begin
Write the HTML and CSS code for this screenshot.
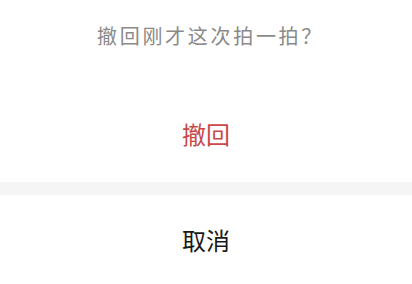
FILE: index.html
```html
<!DOCTYPE html>
<html lang="zh-CN">
<head>
<meta charset="utf-8">
<link rel="stylesheet" href="styles.css">
</head>
<body>
<div class="sheet">
  <div class="sheet-title">撤回刚才这次拍一拍？</div>
  <div class="sheet-action danger">撤回</div>
  <div class="sheet-gap"></div>
  <div class="sheet-action cancel">取消</div>
</div>
</body>
</html>
```
FILE: styles.css
```css
html, body {
  margin: 0;
  padding: 0;
  background: #ffffff;
}
.sheet {
  width: 412px;
  height: 284px;
  display: flex;
  flex-direction: column;
  font-family: "Noto Sans CJK SC", "Noto Sans", sans-serif;
  background: #ffffff;
}
.sheet-title {
  height: 84px;
  box-sizing: border-box;
  padding-top: 22px;
  padding-left: 9px;
  line-height: 28px;
  font-size: 20px;
  letter-spacing: 2.7px;
  color: #8a8a8a;
  text-align: center;
}
.sheet-action {
  display: flex;
  align-items: center;
  justify-content: center;
  font-size: 24px;
}
.danger {
  height: 98px;
  color: #c94848;
}
.sheet-gap {
  height: 13px;
  background: #f5f5f5;
}
.cancel {
  flex: 1;
  color: #1a1a1a;
}
```
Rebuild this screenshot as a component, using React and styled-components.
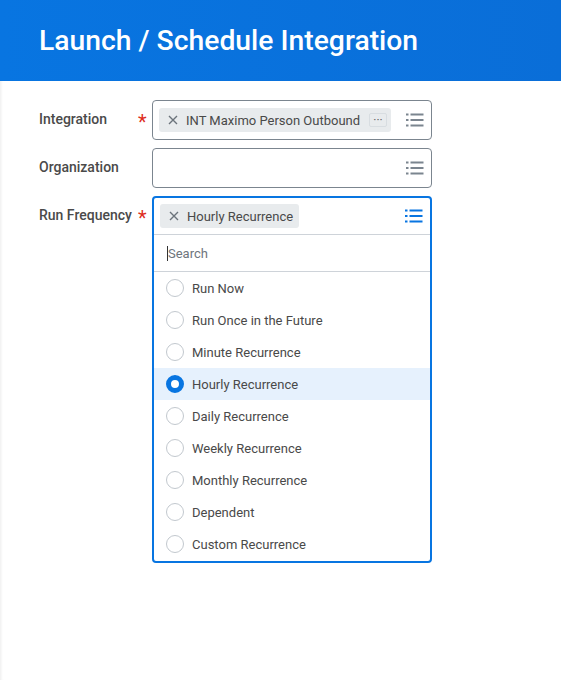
import React from 'react';
import styled, { createGlobalStyle } from 'styled-components';

const Global = createGlobalStyle`
   html, body { margin: 0; padding: 0; background: #fff; }
   body { font-family: Roboto, "Liberation Sans", sans-serif; color: #333; }
`;

const options = [
   'Run Now',
   'Run Once in the Future',
   'Minute Recurrence',
   'Hourly Recurrence',
   'Daily Recurrence',
   'Weekly Recurrence',
   'Monthly Recurrence',
   'Dependent',
   'Custom Recurrence',
];

const ListIcon = ({ color = '#7b858f' }) => (
   <svg width='18' height='14' viewBox='0 0 18 14'>
      <rect x='0' y='0.5' width='2.5' height='2' fill={ color } />
      <rect x='4.5' y='0.5' width='13' height='2' fill={ color } />
      <rect x='0' y='6' width='2.5' height='2' fill={ color } />
      <rect x='4.5' y='6' width='13' height='2' fill={ color } />
      <rect x='0' y='11.5' width='2.5' height='2' fill={ color } />
      <rect x='4.5' y='11.5' width='13' height='2' fill={ color } />
   </svg>
);

const Close = () => (
   <svg width='10' height='10' viewBox='0 0 10 10'>
      <path d='M1 1 L9 9 M9 1 L1 9' stroke='#6b737b' strokeWidth='1.4' />
   </svg>
);

export default function App() {
   return (
      <Page>
         <Global />
         <Header>
            <Title>Launch / Schedule Integration</Title>
         </Header>
         <Form>
            <Row>
               <Label>Integration</Label>
               <Required>*</Required>
               <Field>
                  <Pill grow>
                     <Close />
                     <PillText>INT Maximo Person Outbound</PillText>
                     <More>···</More>
                  </Pill>
                  <IconSlot><ListIcon /></IconSlot>
               </Field>
            </Row>
            <Row>
               <Label>Organization</Label>
               <Required />
               <Field>
                  <Spacer />
                  <IconSlot><ListIcon /></IconSlot>
               </Field>
            </Row>
            <Row>
               <Label>Run Frequency</Label>
               <Required>*</Required>
               <Dropdown>
                  <DropHead>
                     <Pill>
                        <Close />
                        <PillText>Hourly Recurrence</PillText>
                     </Pill>
                     <IconSlot><ListIcon color='#0875e1' /></IconSlot>
                  </DropHead>
                  <SearchRow>
                     <Caret />
                     <SearchText>Search</SearchText>
                  </SearchRow>
                  <Options>
                     { options.map((o) => (
                        <Option key={ o } selected={ o === 'Hourly Recurrence' }>
                           <Radio selected={ o === 'Hourly Recurrence' } />
                           { o }
                        </Option>
                     )) }
                  </Options>
               </Dropdown>
            </Row>
         </Form>
      </Page>
   );
}

const Page = styled.div`
   min-height: 680px;
   box-shadow: inset 3px 0 3px -2px rgba(0, 0, 0, 0.08);
`;

const Header = styled.header`
   height: 81px;
   background: linear-gradient(90deg, #0875e1 0%, #0a6ed8 100%);
   display: flex;
   align-items: center;
   padding-left: 39px;
`;

const Title = styled.h1`
   margin: 0;
   margin-top: -1px;
   color: #fff;
   font-size: 28.3px;
   font-weight: 500;
`;

const Form = styled.div`
   padding: 19px 0 0 39px;
   display: flex;
   flex-direction: column;
   gap: 8px;
`;

const Row = styled.div`
   display: flex;
   align-items: flex-start;
`;

const Label = styled.div`
   width: 98px;
   height: 40px;
   line-height: 39px;
   font-size: 14px;
   font-weight: 500;
   color: #4a4a4a;
`;

const Required = styled.div`
   width: 14px;
   height: 40px;
   line-height: 44px;
   font-size: 20px;
   color: #de2e21;
   padding-left: 1px;
`;

const Field = styled.div`
   box-sizing: border-box;
   width: 280px;
   height: 40px;
   border: 1px solid #7b858f;
   border-radius: 4px;
   display: flex;
   align-items: center;
   padding: 0 7px 0 6px;
   gap: 15px;
`;

const Spacer = styled.div`
   flex: 1;
`;

const Pill = styled.div`
   ${ ({ grow }) => grow ? 'flex: 1; min-width: 0;' : '' }
   height: 24px;
   background: #e8ebed;
   border-radius: 3px;
   display: flex;
   align-items: center;
   padding: 0 4px 0 9px;
   gap: 8px;
   font-size: 13px;
   color: #494949;
`;

const PillText = styled.span`
   flex: 1;
   min-width: 0;
   white-space: nowrap;
   overflow: hidden;
   padding-right: 2px;
`;

const More = styled.span`
   box-sizing: border-box;
   flex-shrink: 0;
   display: flex;
   align-items: center;
   justify-content: center;
   border: 1px solid #d8dde1;
   border-radius: 2px;
   width: 18px;
   height: 14px;
   font-size: 12px;
   line-height: 1;
   color: #666;
`;

const IconSlot = styled.div`
   display: flex;
   align-items: center;
   flex-shrink: 0;
`;

const Dropdown = styled.div`
   box-sizing: border-box;
   width: 280px;
   border: 2px solid #0875e1;
   border-radius: 4px;
   overflow: hidden;
`;

const DropHead = styled.div`
   height: 36px;
   display: flex;
   align-items: center;
   justify-content: space-between;
   padding: 0 7px 0 6px;
   border-bottom: 1px solid #ced3d9;
`;

const SearchRow = styled.div`
   height: 36px;
   display: flex;
   align-items: center;
   padding-left: 13px;
   border-bottom: 1px solid #ced3d9;
   font-size: 13px;
   color: #6e757c;
`;

const Caret = styled.span`
   width: 1px;
   height: 15px;
   background: #333;
`;

const SearchText = styled.span``;

const Options = styled.div`
   display: flex;
   flex-direction: column;
   padding-bottom: 1px;
`;

const Option = styled.div`
   height: 32px;
   display: flex;
   align-items: center;
   gap: 8px;
   padding-left: 12px;
   font-size: 13px;
   color: #494949;
   background: ${ ({ selected }) => selected ? '#e6f1fd' : 'transparent' };
`;

const Radio = styled.span`
   box-sizing: border-box;
   width: 18px;
   height: 18px;
   border-radius: 50%;
   background: #fff;
   border: ${ ({ selected }) => selected ? '5.5px solid #0875e1' : '1px solid #c2c8ce' };
`;
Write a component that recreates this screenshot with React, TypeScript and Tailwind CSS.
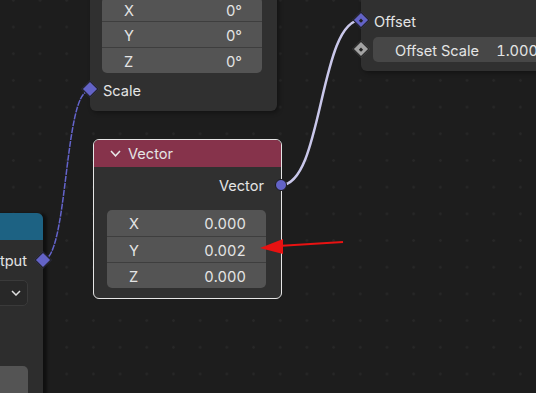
end
**OBJECTIVE:**
Count up every line above that has the word "this" in it; answer with the number alone.

**SOLUTION BELOW:**
3